Challenge: Reducing Cost, Boosting Availability and Scalability of Unstructured Data Storage
Many of today’s companies are faced with the inevitable need to accommodate exponential growth in unstructured data; meeting this challenge is not a question of if but of when. Deploying sufficient storage capacity through a conventional centralized server becomes increasingly problematic as capacity needs rise. Not only does each storage device’s effective throughput decrease as more devices are added to the server, the availability of their data is severely compromised by reliance on a single potential point of failure (the server).
Distributed database architectures are an alternative solution to these scalability challenges (especially when there’s a need to maintain SLAs); by spreading unstructured data across multiple servers and storage nodes, performance and data availability are significantly improved. However, this cluster approach does entail some challenges; adding more servers within a cluster can be costly and labor-intensive, in both initial hardware deployment and rebalancing of data when servers are added or deleted, as well as replication of data throughout the cluster to ensure adequate fault tolerance.
Solution: Basho Riak and Riak CS—Open Source Distributed Databases
Basho is a distributed systems company that makes Riak, an open source distributed NoSQL database, and Riak CS, open source cloud storage software. Both Riak and Riak CS are extremely effective when used to store large amounts of critical unstructured data that applications and users can constantly access (for example, patient health records, archived weather data, video storage for major media networks, user information and settings for mobile apps, and much more).
Riak differentiates itself from other NoSQL database solutions with its particular emphasis on high availability, making it an excellent choice for environments where downtime is unacceptable. Riak’s built-in replication and masterless design allow it to survive network partitions and hardware failures that would significantly disrupt most other databases.
Another distinguishing characteristic of Riak is its operational simplicity, especially at scale. With Riak, users can easily add (or remove) nodes and servers to a cluster, and Riak automatically rebalances data across the cluster. It also achieves a near-linear performance increase as users add capacity. Additionally, since Riak is built to withstand node failure, operators don’t need to worry when nodes go down, as the system will still remain read/write available.
Riak CS is built on top of Riak, exposing higher-level storage functions, including large object support, an S3- and Swift-compatible API, multi-tenancy, and per-user storage and access statistics. Using Riak as the underlying storage ensures that Riak CS has the same level of high availability, fault-tolerance and operational simplicity as Riak. Riak CS is ideal for building public or private clouds, as reliable storage to power applications and services, or as a turnkey replacement for applications leveraging other cloud solutions.
Riak CS exposes large object support and features multi-part upload, allowing for the storage of objects in the terabyte range. When objects are uploaded to Riak CS, the object is broken up into smaller chunks that are streamed, stored and replicated in the underlying cluster. Each block is associated with metadata for retrieval. Since data is replicated, and other nodes automatically take over responsibilities of nodes that go down, data remains available even in failure conditions.

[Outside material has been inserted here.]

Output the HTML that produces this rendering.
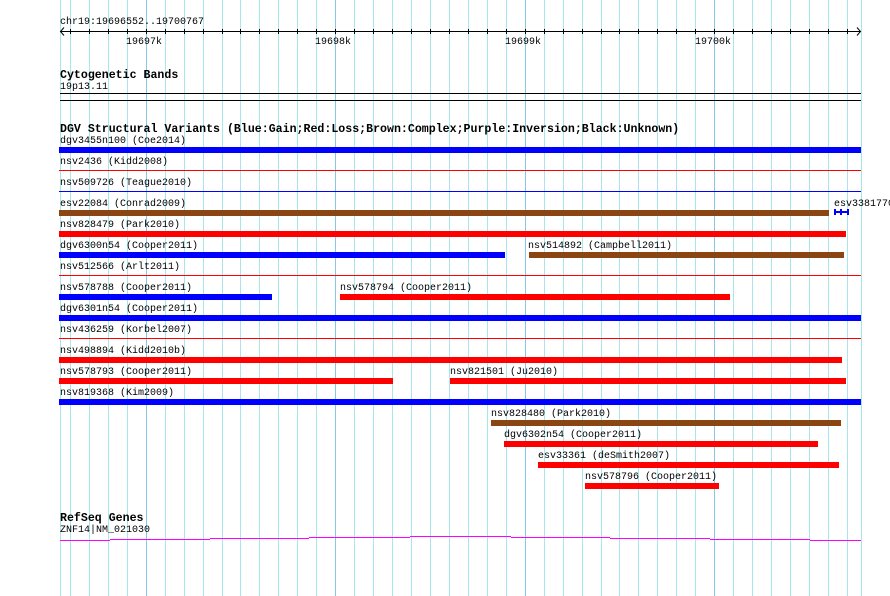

High-Availability Object Storage With Lower Cloud TCO
Basho’s Riak and Riak CS solutions deliver exceptional data availability and fault tolerance (via tools such as automatic and intelligent replication), as well as uncompromised performance in large-scale environments—without burdening users with complex installation and management tasks. As a result, organizations spend much less time administering their database infrastructure, which directly translates into reduced TCO.
What’s more, Basho has committed to significantly advancing the economics and performance potential of cloud architectures by collaborating with Seagate Technology on its development of the Seagate Kinetic Open Storage platform.
Basho Leverages Seagate Kinetic Open Storage Platform to Decrease Cloud Architecture TCO, Boost Performance
The Seagate Kinetic Open Storage platform eliminates the storage server tier of traditional data center architectures by enabling applications to speak directly to the storage system, thereby making possible reduced expenses associated with the acquisition, deployment and support costs of hyperscale storage infrastructures. The platform is a fundamentally new architecture, integrating an open source API and Ethernet connectivity with Seagate hard drive technology.
Customers deploying Riak on the Seagate Kinetic Open Storage platform can realize the following benefits:
- An increase in I/O efficiency by removing bottlenecks and optimizing cluster management, data replication, migration and active multi-datacenter performance
- An improvement in customer total cost of operation (TCO) by up to 50% through simplified operations
- An additional cost savings by maximizing storage density through reduced power and cooling costs, and receiving potentially dramatic savings in cloud data center build outs
Basho’s distributed database relies on key/value stores directly attached to servers, and the Seagate Kinetic drive simplifies the management of the key/value store, file system, logical volume manager, RAID controllers and actual devices by replacing them with a simple socket-based network interface. Freeing drives from their server chassis enables independent scaling of capacity and throughput of a cloud architecture—providing more options in the long run.